The techniques described above were not all conceived or implemented at once, but at different stages in continuous development. The compiler and run-time system to support native code were built from a working compiler that generated PAM code and PAM code interpreter written in C. The run-time system still contains the interpreter code; interpretative and native code may coexist and call one another in our implementation.
The first step was to utilise the PAM abstract machine architecture by generating C code which replaced PAM instructions with explicit calls to the C functions that interpret them. This kept the changes to the compiler and interpreter manageable. Where the compiler previously generated PAM instruction n, it would now generate an instance of a C macro called "Pam_n"; this macro expanded into a call to the C function that implemented instruction n.
The structure of the code generation mechanism and the communication between generated code and the run-time system was established and tested prior to the development of efficient code generation patterns.
The second step was to replace calls to the simpler interpreted instructions with equivalent in-lined C code. This was accomplished by rewriting the C macros for these instructions.
The net effect of this step was to produce a working Napier88 system where most of the interpretative decoding overhead had been removed. However, the generated code still followed the PAM stack model, explicitly manipulating a persistent activation record through stack pointers. Since the C compiler cannot determine the global effects of assignments to the frame, it will ensure they are all performed. This effectively defeats an optimiser since it cannot elide superfluous frame assignments.
Where appropriate this allowed the C compiler to perform constant folding and avoided unnecessary memory references. This resulted in excellent optimisation of this class of Napier88 expressions.
The next stage was to take advantage of the fact that the locations of the stack tops are statically known. Stack-based operations were rewritten so that they read and wrote directly to known offsets into stack frames rather than incrementing and decrementing stack pointers and performing stack loads. Run-time stack pointers are still needed to handle polymorphism , but only during short and well-defined windows of uncertainty. Extra parameters were supplied to the C macros to indicate the relative stack locations.
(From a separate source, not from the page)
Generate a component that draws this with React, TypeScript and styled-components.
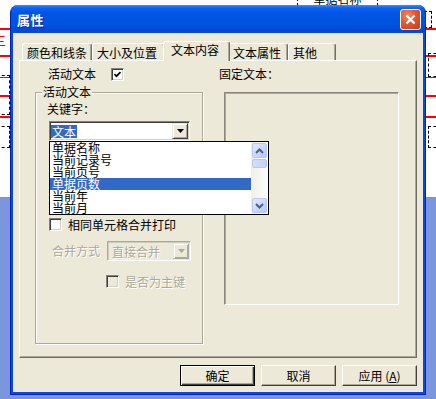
import React from "react";
import styled, { createGlobalStyle, css } from "styled-components";

const FONT = `"Noto Sans CJK SC", "DejaVu Sans", sans-serif`;

const GlobalStyle = createGlobalStyle`
  html, body { margin: 0; padding: 0; }
  body {
    width: 436px;
    height: 399px;
    overflow: hidden;
    font-family: ${FONT};
    font-size: 12px;
  }
`;

/* ---------- report designer behind the dialog ---------- */

const Desktop = styled.div`
  position: relative;
  width: 436px;
  height: 399px;
  overflow: hidden;
  background: linear-gradient(to bottom, #fff 0, #fff 197px, #7b96dd 197px);
`;

const RedLine = styled.div<{ $top: number; $h: number }>`
  position: absolute;
  left: 0;
  right: 0;
  top: ${(p) => p.$top}px;
  height: ${(p) => p.$h}px;
  background: #ff0000;
`;

const DashBox = styled.div<{ $left: number; $top: number; $w: number; $h: number }>`
  position: absolute;
  left: ${(p) => p.$left}px;
  top: ${(p) => p.$top}px;
  width: ${(p) => p.$w}px;
  height: ${(p) => p.$h}px;
  box-sizing: border-box;
  border: 1px dashed #000;
  font-size: 12px;
  line-height: 12px;
  color: #000;
  display: flex;
  align-items: flex-end;
  justify-content: center;
  overflow: hidden;
`;

const RedText = styled.div`
  position: absolute;
  left: -6px;
  top: 35px;
  color: #ff0000;
  font-size: 12px;
  line-height: 12px;
`;

/* ---------- window ---------- */

const Window = styled.div`
  position: absolute;
  left: 10px;
  top: 5px;
  width: 416px;
  height: 390px;
  box-sizing: border-box;
  display: flex;
  flex-direction: column;
  background: #0a48e2;
  border: 1px solid #0022b8;
  border-top: none;
  border-radius: 8px 8px 0 0;
  overflow: hidden;
`;

const TitleBar = styled.div`
  height: 28px;
  flex: none;
  display: flex;
  align-items: center;
  padding: 0 4px 0 6px;
  background: linear-gradient(
    to bottom,
    #3a8cff 0,
    #0a62f4 3px,
    #0055e5 8px,
    #0052e0 20px,
    #0048d2 26px,
    #0a48e2 28px
  );
`;

const Title = styled.span`
  font-family: ${FONT};
  font-weight: bold;
  font-size: 13px;
  color: #fff;
  text-shadow: 1px 1px #0c2788;
  letter-spacing: 0.5px;
`;

const CloseButton = styled.div`
  margin-left: auto;
  margin-top: 1px;
  width: 21px;
  height: 21px;
  box-sizing: border-box;
  border: 1px solid #fff;
  border-radius: 3px;
  background: radial-gradient(circle at 35% 30%, #f08a66 0, #e2582f 45%, #c33a18 100%);
  display: flex;
  align-items: center;
  justify-content: center;
`;

const Body = styled.div`
  flex: 1;
  margin: 0 2px 2px 2px;
  background: #ece9d8;
  display: flex;
  flex-direction: column;
  padding: 8px 6px 6px 6px;
  color: #000;
`;

/* ---------- tabs ---------- */

const TabStrip = styled.div`
  display: flex;
  align-items: flex-end;
  height: 19px;
  margin-left: 3px;
  position: relative;
  z-index: 1;
`;

const Tab = styled.div<{ $active?: boolean; $w: number }>`
  box-sizing: border-box;
  width: ${(p) => p.$w}px;
  height: 17px;
  padding: 3px 0 0 4px;
  font-size: 12px;
  line-height: 12px;
  white-space: nowrap;
  background: #ece9d8;
  border-top: 1px solid #fff;
  border-left: 1px solid #fff;
  border-right: 1px solid #716f64;
  box-shadow: inset -1px 0 #aca899;
  border-radius: 3px 3px 0 0;
  ${(p) =>
    p.$active &&
    css`
      position: relative;
      z-index: 2;
      height: 20px;
      padding: 2px 0 0 7px;
      margin: 0 -2px -1px -2px;
    `}
`;

const Panel = styled.div`
  box-sizing: border-box;
  height: 298px;
  flex: none;
  border: 1px solid;
  border-color: #fff #716f64 #716f64 #fff;
  box-shadow: inset -1px -1px #aca899;
  padding: 6px 0 0 15px;
  display: flex;
  flex-direction: column;
`;

const Row = styled.div`
  display: grid;
  grid-template-columns: 168px 179px;
  column-gap: 16px;
`;

const TopLabel = styled.div`
  display: flex;
  align-items: center;
  gap: 15px;
  height: 14px;
  padding-left: 13px;
  line-height: 12px;
`;

const PlainLabel = styled.div`
  line-height: 14px;
  height: 14px;
`;

const Columns = styled(Row)`
  margin-top: 11px;
  align-items: start;
`;

const Group = styled.div`
  position: relative;
  box-sizing: border-box;
  height: 252px;
  border: 1px solid #aca899;
  box-shadow: inset 1px 1px #fff, 1px 1px #fff;
  padding-left: 11px;
  display: flex;
  flex-direction: column;
  align-items: flex-start;
`;

const Legend = styled.div`
  margin: -7px 0 0 -5px;
  padding: 0 1px;
  background: #ece9d8;
  line-height: 12px;
  height: 12px;
`;

const Caption = styled.div<{ $mt: number; $ml?: number }>`
  margin-top: ${(p) => p.$mt}px;
  margin-left: ${(p) => p.$ml ?? 0}px;
  line-height: 12px;
  height: 12px;
`;

const FixedFrame = styled.div`
  box-sizing: border-box;
  margin-left: 5px;
  width: 175px;
  height: 213px;
  border: 1px solid;
  border-color: #8a887c #fff #fff #8a887c;
  box-shadow: inset 1px 1px #aca899;
`;

/* ---------- combo box ---------- */

const Combo = styled.div<{ $disabled?: boolean; $w: number }>`
  position: relative;
  box-sizing: border-box;
  width: ${(p) => p.$w}px;
  height: 20px;
  display: flex;
  align-items: center;
  padding: 0 1px;
  background: ${(p) => (p.$disabled ? "#ece9d8" : "#fff")};
  border: 1px solid;
  border-color: ${(p) => (p.$disabled ? "#aca899 #fff #fff #aca899" : "#808080 #fff #fff #808080")};
  box-shadow: ${(p) =>
    p.$disabled
      ? "inset 1px 1px #d0cdbd"
      : "inset 1px 1px #404040, inset -1px -1px #d4d0c8"};
  color: ${(p) => (p.$disabled ? "#aca899" : "#000")};
`;

const ComboText = styled.span<{ $selected?: boolean }>`
  line-height: 13px;
  height: 13px;
  padding: 0 1px;
  ${(p) =>
    p.$selected
      ? css`
          background: #316ac5;
          color: #fff;
        `
      : css`
          margin-left: 2px;
          text-shadow: 1px 1px #fff;
        `}
`;

const DropButton = styled.div<{ $disabled?: boolean }>`
  margin-left: auto;
  box-sizing: border-box;
  width: 16px;
  height: 16px;
  background: #ece9d8;
  border: 1px solid;
  border-color: ${(p) => (p.$disabled ? "#ece9d8 #aca899 #aca899 #ece9d8" : "#ece9d8 #404040 #404040 #ece9d8")};
  box-shadow: inset 1px 1px #fff, inset -1px -1px #aca899;
  display: flex;
  align-items: center;
  justify-content: center;
`;

const DropList = styled.div`
  position: absolute;
  left: -1px;
  top: calc(100% + 1px);
  width: 220px;
  height: 74px;
  box-sizing: border-box;
  border: 1px solid #000;
  background: #fff;
  display: flex;
  z-index: 5;
`;

const Items = styled.div`
  flex: 1;
  display: flex;
  flex-direction: column;
`;

const Item = styled.div<{ $selected?: boolean }>`
  height: 12px;
  line-height: 12px;
  padding-left: 2px;
  white-space: nowrap;
  background: ${(p) => (p.$selected ? "#316ac5" : "transparent")};
  color: ${(p) => (p.$selected ? "#fff" : "#000")};
`;

const ScrollBar = styled.div`
  width: 17px;
  box-sizing: border-box;
  padding: 1px;
  display: flex;
  flex-direction: column;
  background: linear-gradient(to right, #f0efe8, #fefefb);
`;

const ScrollButton = styled.div`
  box-sizing: border-box;
  width: 15px;
  height: 15px;
  border: 1px solid #b6c9f4;
  border-radius: 2px;
  background: linear-gradient(135deg, #e3ebff 0, #c6d6fc 60%, #b3c8f7 100%);
  display: flex;
  align-items: center;
  justify-content: center;
`;

const Thumb = styled.div`
  box-sizing: border-box;
  width: 15px;
  height: 9px;
  margin-top: 1px;
  border: 1px solid #b6c9f4;
  border-radius: 2px;
  background: linear-gradient(to right, #d2defd, #c3d3fb);
`;

const Spacer = styled.div`
  flex: 1;
`;

/* ---------- checkbox ---------- */

const CheckRow = styled.div<{ $mt: number; $ml: number; $disabled?: boolean }>`
  display: flex;
  align-items: center;
  gap: 6px;
  margin-top: ${(p) => p.$mt}px;
  margin-left: ${(p) => p.$ml}px;
  line-height: 12px;
  color: ${(p) => (p.$disabled ? "#aca899" : "#000")};
  text-shadow: ${(p) => (p.$disabled ? "1px 1px #fff" : "none")};
`;

const Box = styled.span<{ $disabled?: boolean }>`
  box-sizing: border-box;
  width: 13px;
  height: 13px;
  flex: none;
  display: inline-flex;
  align-items: center;
  justify-content: center;
  background: ${(p) => (p.$disabled ? "#ece9d8" : "#fff")};
  border: 1px solid;
  border-color: #808080 #fff #fff #808080;
  box-shadow: inset 1px 1px #404040, inset -1px -1px #d4d0c8;
`;

const MergeRow = styled.div`
  display: flex;
  align-items: center;
  gap: 7px;
  margin-top: 10px;
  margin-left: 5px;
  color: #aca899;
  text-shadow: 1px 1px #fff;
  line-height: 12px;
`;

/* ---------- buttons ---------- */

const ButtonRow = styled.div`
  display: flex;
  justify-content: flex-end;
  gap: 6px;
  margin-top: 7px;
`;

const Button = styled.button<{ $default?: boolean }>`
  box-sizing: border-box;
  width: 75px;
  height: 21px;
  padding: 0;
  font-family: ${FONT};
  font-size: 12px;
  line-height: 12px;
  color: #000;
  background: #ece9d8;
  border: 1px solid;
  border-color: #fff #404040 #404040 #fff;
  box-shadow: inset -1px -1px #aca899;
  ${(p) =>
    p.$default &&
    css`
      border-color: #000;
      box-shadow: inset 1px 1px #fff, inset -1px -1px #404040, inset -2px -2px #aca899;
    `}
`;

const Arrow = ({ color }: { color: string }) => (
  <svg width="7" height="4" viewBox="0 0 7 4">
    <polygon points="0,0 7,0 3.5,4" fill={color} />
  </svg>
);

const Chevron = ({ up }: { up?: boolean }) => (
  <svg width="9" height="6" viewBox="0 0 9 6">
    <polyline
      points={up ? "1,5 4.5,1.5 8,5" : "1,1 4.5,4.5 8,1"}
      fill="none"
      stroke="#4d6185"
      strokeWidth="2"
    />
  </svg>
);

const Check = () => (
  <svg width="7" height="7" viewBox="0 0 7 7">
    <polyline points="0.5,3 2.5,5.2 6.5,1" fill="none" stroke="#000" strokeWidth="1.7" />
  </svg>
);

const items = ["单据名称", "当前记录号", "当前页号", "单据页数", "当前年", "当前月"];

const tabs = [
  { label: "颜色和线条", w: 70 },
  { label: "大小及位置", w: 73 },
  { label: "文本内容", w: 67, active: true },
  { label: "文本属性", w: 60 },
  { label: "其他", w: 48 },
];

export default function App() {
  return (
    <Desktop>
      <GlobalStyle />
      <RedLine $top={28} $h={2} />
      <RedLine $top={55} $h={2} />
      <RedLine $top={77} $h={1} />
      <RedLine $top={95} $h={2} />
      <RedLine $top={116} $h={2} />
      <RedText>三</RedText>
      <DashBox $left={297} $top={-12} $w={81} $h={18}>单据名称</DashBox>
      <DashBox $left={380} $top={11} $w={52} $h={17} />
      <DashBox $left={-40} $top={75} $w={50} $h={40} />
      <DashBox $left={428} $top={53} $w={30} $h={24} />
      <DashBox $left={-30} $top={126} $w={40} $h={22}>丽</DashBox>
      <DashBox $left={428} $top={126} $w={30} $h={22} />

      <Window>
        <TitleBar>
          <Title>属性</Title>
          <CloseButton>
            <svg width="11" height="11" viewBox="0 0 11 11">
              <path d="M1.5 1.5 L9.5 9.5 M9.5 1.5 L1.5 9.5" stroke="#fff" strokeWidth="2.2" />
            </svg>
          </CloseButton>
        </TitleBar>
        <Body>
          <TabStrip>
            {tabs.map((t) => (
              <Tab key={t.label} $w={t.w} $active={t.active}>
                {t.label}
              </Tab>
            ))}
          </TabStrip>
          <Panel>
            <Row>
              <TopLabel>
                <span>活动文本</span>
                <Box>
                  <Check />
                </Box>
              </TopLabel>
              <PlainLabel>固定文本：</PlainLabel>
            </Row>
            <Columns>
              <Group>
                <Legend>活动文本</Legend>
                <Caption $mt={5}>关键字：</Caption>
                <Combo $w={141} style={{ marginTop: 6, marginLeft: 2 }}>
                  <ComboText $selected>文本</ComboText>
                  <DropButton>
                    <Arrow color="#000" />
                  </DropButton>
                  <DropList>
                    <Items>
                      {items.map((it) => (
                        <Item key={it} $selected={it === "单据页数"}>
                          {it}
                        </Item>
                      ))}
                    </Items>
                    <ScrollBar>
                      <ScrollButton>
                        <Chevron up />
                      </ScrollButton>
                      <Thumb />
                      <Spacer />
                      <ScrollButton>
                        <Chevron />
                      </ScrollButton>
                    </ScrollBar>
                  </DropList>
                </Combo>
                <CheckRow $mt={77} $ml={2}>
                  <Box />
                  <span>相同单元格合并打印</span>
                </CheckRow>
                <MergeRow>
                  <span>合并方式</span>
                  <Combo $w={84} $disabled>
                    <ComboText>直接合并</ComboText>
                    <DropButton $disabled>
                      <Arrow color="#aca899" />
                    </DropButton>
                  </Combo>
                </MergeRow>
                <CheckRow $mt={14} $ml={59} $disabled>
                  <Box $disabled />
                  <span>是否为主键</span>
                </CheckRow>
              </Group>
              <FixedFrame />
            </Columns>
          </Panel>
          <ButtonRow>
            <Button $default>确定</Button>
            <Button>取消</Button>
            <Button>
              应用 (<u>A</u>)
            </Button>
          </ButtonRow>
        </Body>
      </Window>
    </Desktop>
  );
}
Although this technique simplified the C code produced, it still encoded calculations as manipulations of stack locations in main memory and so inhibited effective use of an optimiser.
The next major stage was to declare C variables, local to the generated function, which corresponded to locations on the PAM stack. The word at location n, previously accessed as Frame[n], was now treated as the variable F_n. As described earlier, this optimisation is only applied to leaf procedures. Code was also generated to save and restore the variables, where necessary.
Having decided to keep local data in C variables, we realised that many leaf procedures do not actually need to have PAM frame objects allocated at all, and that we could reduce the time overhead of function call by omitting this allocation. However, as described above, it is sometimes necessary to have a frame later in the execution of the procedure - for example, if a garbage collection is imminent. We therefore implemented lazy frame allocation for non-polymorphic leaf procedures. This required that the native code calling mechanism be modified so that the callee allocated the activation record. Arguments to Napier88 procedure calls were passed as C arguments.